▶ Exercise requirements: Only the lines from the line containing "Reproduce this screenshot" to the line containing "border border-[#b23121] bg-white", with both of those lines, are to be repeated exactly. Leave the images out.

▶ Material provided:
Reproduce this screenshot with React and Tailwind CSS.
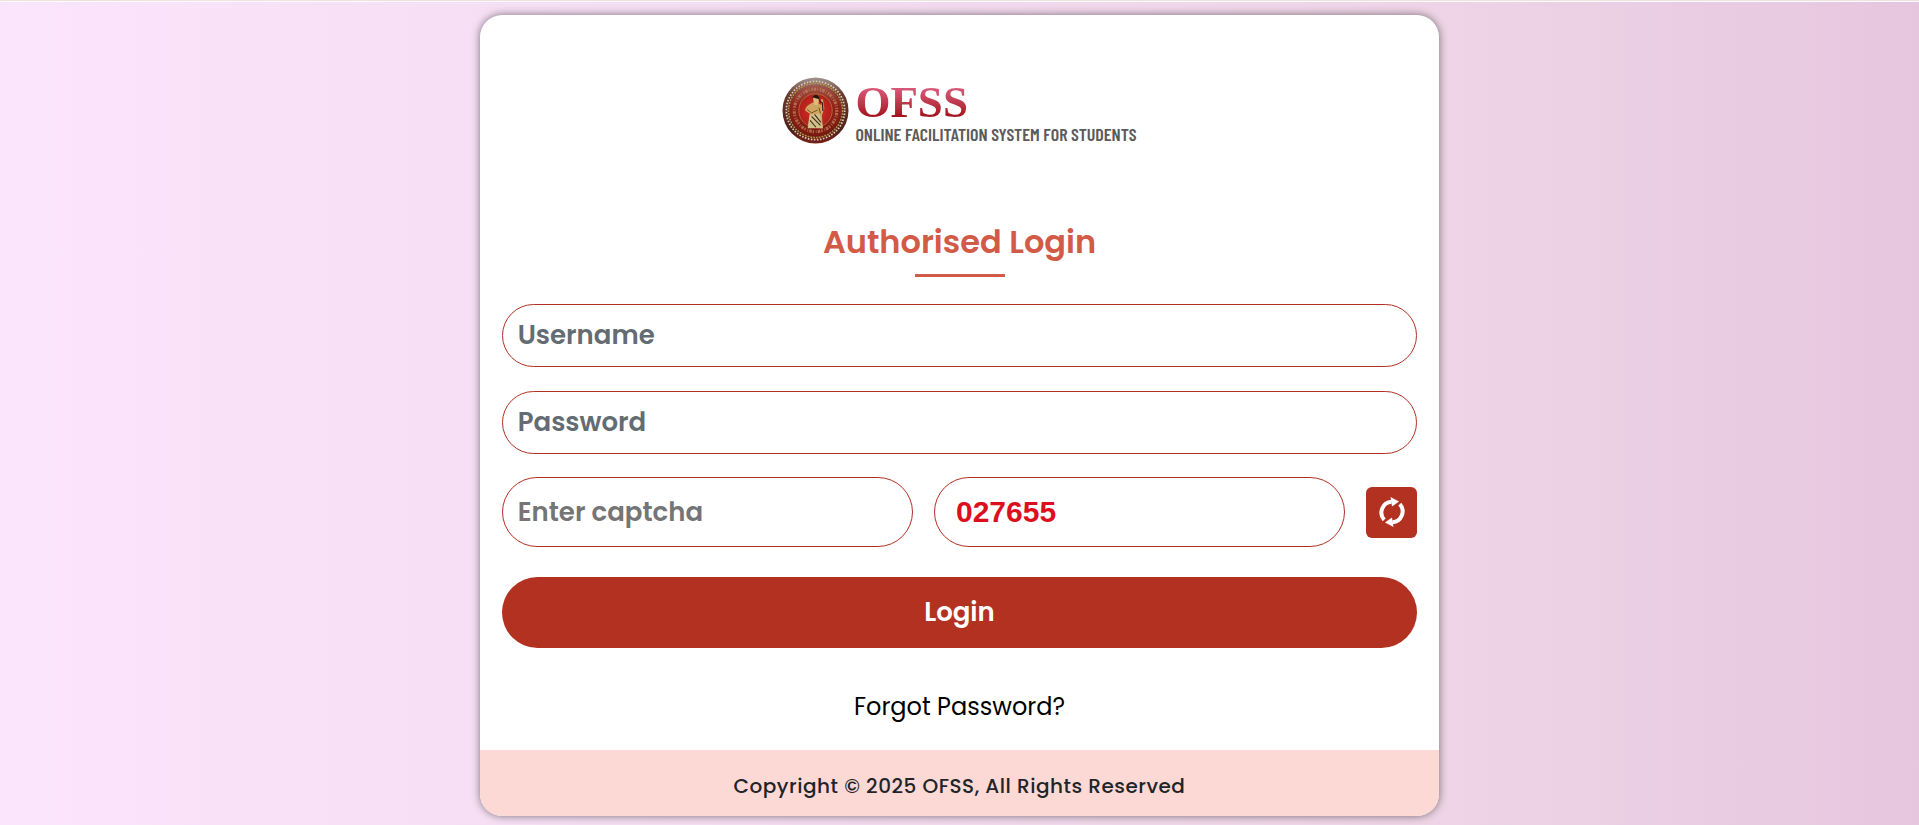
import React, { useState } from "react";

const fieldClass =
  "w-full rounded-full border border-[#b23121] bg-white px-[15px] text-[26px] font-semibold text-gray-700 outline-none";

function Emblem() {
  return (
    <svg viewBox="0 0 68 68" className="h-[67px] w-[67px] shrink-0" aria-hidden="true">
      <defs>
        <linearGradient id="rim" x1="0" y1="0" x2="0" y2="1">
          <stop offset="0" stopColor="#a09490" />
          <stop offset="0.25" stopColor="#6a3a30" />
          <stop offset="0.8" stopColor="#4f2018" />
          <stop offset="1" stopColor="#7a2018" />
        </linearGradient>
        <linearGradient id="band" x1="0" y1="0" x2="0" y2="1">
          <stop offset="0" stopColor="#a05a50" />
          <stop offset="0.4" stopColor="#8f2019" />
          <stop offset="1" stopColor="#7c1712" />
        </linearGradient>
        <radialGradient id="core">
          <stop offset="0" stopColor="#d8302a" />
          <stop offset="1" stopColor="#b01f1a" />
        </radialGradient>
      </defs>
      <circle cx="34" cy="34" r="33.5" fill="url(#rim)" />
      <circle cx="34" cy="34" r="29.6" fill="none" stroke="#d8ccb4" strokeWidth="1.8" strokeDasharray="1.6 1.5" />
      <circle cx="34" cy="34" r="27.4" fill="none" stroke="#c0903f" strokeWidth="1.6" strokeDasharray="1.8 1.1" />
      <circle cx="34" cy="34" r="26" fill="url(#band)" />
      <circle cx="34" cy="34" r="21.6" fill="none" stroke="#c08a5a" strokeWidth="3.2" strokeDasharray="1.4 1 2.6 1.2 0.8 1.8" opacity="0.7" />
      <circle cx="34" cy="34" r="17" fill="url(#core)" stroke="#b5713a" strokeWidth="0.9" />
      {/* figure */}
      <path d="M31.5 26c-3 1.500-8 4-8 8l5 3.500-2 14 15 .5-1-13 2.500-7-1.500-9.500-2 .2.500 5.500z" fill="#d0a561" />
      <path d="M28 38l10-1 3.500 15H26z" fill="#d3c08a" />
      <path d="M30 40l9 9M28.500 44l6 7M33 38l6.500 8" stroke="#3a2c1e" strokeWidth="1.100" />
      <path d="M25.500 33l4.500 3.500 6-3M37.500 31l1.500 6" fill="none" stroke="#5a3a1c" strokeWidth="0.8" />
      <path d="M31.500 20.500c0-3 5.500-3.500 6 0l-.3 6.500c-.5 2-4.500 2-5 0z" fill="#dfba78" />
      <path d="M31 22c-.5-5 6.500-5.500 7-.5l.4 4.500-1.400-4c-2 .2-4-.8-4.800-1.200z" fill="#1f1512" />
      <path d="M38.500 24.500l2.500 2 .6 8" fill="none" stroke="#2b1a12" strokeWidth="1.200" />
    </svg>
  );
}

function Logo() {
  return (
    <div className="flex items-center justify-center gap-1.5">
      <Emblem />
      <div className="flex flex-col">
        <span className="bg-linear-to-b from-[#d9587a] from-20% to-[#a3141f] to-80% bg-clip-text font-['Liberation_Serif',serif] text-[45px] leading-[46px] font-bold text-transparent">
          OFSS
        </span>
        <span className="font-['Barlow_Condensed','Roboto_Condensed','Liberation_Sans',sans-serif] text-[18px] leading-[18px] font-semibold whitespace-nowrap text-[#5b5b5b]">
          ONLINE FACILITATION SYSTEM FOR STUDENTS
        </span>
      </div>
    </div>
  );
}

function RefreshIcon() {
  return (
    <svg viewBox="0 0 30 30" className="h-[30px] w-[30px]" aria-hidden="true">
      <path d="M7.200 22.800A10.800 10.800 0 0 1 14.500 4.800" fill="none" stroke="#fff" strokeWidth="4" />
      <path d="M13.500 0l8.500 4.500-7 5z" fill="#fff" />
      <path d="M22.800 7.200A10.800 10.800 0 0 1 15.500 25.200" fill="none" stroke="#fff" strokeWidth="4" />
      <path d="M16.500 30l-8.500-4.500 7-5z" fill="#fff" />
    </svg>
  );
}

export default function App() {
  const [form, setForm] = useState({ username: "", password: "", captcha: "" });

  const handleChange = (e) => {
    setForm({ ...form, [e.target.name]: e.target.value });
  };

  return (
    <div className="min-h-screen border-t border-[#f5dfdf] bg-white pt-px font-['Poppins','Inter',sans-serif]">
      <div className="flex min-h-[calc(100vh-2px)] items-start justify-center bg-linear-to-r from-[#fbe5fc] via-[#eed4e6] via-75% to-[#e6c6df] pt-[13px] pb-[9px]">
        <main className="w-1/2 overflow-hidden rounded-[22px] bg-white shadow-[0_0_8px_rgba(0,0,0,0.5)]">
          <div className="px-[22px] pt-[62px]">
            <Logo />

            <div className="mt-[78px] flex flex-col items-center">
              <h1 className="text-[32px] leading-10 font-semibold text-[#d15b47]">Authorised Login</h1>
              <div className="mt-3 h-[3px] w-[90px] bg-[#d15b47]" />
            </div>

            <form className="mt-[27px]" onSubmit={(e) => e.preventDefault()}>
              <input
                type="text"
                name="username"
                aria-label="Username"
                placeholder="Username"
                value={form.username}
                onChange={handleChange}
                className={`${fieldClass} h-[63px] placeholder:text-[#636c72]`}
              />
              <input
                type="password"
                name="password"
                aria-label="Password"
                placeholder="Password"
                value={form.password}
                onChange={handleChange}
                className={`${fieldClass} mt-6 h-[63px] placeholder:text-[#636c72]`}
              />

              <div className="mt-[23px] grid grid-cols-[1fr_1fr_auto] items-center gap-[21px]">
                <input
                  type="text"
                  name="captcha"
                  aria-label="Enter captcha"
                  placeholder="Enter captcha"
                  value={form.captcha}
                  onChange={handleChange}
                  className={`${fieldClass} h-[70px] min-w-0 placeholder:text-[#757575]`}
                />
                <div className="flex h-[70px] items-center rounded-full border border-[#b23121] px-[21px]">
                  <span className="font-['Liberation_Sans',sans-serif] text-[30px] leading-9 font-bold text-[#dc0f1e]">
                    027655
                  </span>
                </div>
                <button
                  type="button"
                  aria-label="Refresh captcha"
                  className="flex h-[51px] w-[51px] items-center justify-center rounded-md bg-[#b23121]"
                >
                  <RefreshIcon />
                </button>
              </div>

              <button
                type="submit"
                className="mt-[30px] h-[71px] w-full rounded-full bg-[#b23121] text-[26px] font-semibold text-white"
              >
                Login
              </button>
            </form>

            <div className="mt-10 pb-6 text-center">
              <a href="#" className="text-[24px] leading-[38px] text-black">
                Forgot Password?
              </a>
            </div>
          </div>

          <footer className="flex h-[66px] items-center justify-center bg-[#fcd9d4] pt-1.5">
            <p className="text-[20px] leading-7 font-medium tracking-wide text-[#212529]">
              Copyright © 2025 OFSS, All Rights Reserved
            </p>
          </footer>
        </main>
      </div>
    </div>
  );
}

* * *

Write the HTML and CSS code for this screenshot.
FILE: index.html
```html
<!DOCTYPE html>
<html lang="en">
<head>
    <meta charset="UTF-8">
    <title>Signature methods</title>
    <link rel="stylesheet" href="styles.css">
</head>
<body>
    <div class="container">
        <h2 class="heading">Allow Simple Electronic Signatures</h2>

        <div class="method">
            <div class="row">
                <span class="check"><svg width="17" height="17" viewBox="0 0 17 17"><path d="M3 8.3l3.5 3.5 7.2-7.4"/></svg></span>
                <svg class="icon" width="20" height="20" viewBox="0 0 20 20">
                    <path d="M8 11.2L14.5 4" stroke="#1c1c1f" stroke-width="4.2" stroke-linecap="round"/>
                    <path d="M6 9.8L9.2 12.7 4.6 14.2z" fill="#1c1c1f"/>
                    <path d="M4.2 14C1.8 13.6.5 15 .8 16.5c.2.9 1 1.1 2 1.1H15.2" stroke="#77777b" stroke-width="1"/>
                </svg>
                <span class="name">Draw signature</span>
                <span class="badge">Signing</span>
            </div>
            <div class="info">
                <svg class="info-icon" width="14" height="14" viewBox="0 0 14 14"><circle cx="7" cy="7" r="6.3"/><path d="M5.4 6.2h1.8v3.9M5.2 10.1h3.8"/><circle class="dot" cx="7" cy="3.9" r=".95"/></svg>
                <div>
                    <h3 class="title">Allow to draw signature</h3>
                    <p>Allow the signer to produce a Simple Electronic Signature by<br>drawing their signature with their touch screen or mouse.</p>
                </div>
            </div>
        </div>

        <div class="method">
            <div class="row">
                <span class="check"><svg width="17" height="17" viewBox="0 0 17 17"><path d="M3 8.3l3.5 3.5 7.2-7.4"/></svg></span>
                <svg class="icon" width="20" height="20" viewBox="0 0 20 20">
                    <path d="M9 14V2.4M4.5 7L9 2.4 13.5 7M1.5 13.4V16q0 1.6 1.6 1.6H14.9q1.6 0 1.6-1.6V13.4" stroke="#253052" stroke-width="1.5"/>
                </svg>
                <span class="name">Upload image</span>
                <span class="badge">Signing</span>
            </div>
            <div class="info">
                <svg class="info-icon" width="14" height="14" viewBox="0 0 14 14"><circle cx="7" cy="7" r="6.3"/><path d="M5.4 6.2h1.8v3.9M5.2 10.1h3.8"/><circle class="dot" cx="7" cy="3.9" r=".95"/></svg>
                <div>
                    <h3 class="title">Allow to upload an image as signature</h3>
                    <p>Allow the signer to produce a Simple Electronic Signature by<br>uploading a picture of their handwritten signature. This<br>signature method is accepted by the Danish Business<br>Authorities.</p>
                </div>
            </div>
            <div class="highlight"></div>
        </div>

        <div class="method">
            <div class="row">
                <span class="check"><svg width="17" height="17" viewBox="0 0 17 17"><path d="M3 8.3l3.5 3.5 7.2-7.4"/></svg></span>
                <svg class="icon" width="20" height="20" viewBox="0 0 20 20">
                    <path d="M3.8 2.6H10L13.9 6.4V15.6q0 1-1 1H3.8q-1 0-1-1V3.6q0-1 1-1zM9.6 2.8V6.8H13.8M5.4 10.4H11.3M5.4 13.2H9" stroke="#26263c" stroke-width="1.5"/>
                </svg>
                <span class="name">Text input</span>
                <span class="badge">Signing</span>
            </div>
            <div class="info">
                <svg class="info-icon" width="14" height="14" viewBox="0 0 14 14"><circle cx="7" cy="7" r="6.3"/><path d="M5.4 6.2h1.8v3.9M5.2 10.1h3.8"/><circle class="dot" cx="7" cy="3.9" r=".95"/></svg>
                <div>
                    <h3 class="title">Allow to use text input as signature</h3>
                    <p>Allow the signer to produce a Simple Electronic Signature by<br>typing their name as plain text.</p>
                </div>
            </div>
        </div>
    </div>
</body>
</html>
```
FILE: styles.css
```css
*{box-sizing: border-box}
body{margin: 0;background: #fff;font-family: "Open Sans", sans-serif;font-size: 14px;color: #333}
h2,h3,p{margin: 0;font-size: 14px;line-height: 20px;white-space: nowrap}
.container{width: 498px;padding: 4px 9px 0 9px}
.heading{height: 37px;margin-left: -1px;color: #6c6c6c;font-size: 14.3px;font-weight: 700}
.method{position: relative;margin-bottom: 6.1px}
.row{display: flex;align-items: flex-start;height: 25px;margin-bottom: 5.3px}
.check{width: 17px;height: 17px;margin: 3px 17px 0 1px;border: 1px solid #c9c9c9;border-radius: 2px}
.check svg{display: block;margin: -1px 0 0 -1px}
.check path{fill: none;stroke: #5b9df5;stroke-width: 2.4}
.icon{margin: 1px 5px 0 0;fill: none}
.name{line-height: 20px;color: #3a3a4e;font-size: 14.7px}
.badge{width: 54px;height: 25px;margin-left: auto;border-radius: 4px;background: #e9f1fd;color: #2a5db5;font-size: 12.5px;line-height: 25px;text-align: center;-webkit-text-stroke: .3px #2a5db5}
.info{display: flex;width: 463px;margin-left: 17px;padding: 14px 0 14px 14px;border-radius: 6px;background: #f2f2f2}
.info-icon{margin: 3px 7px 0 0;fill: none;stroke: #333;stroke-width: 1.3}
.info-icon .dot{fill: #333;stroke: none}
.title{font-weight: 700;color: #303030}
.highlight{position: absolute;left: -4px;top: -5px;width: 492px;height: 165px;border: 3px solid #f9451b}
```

▶ Answer:
Reproduce this screenshot with React and Tailwind CSS.
import React, { useState } from "react";

const fieldClass =
  "w-full rounded-full border border-[#b23121] bg-white px-[15px] text-[26px] font-semibold text-gray-700 outline-none";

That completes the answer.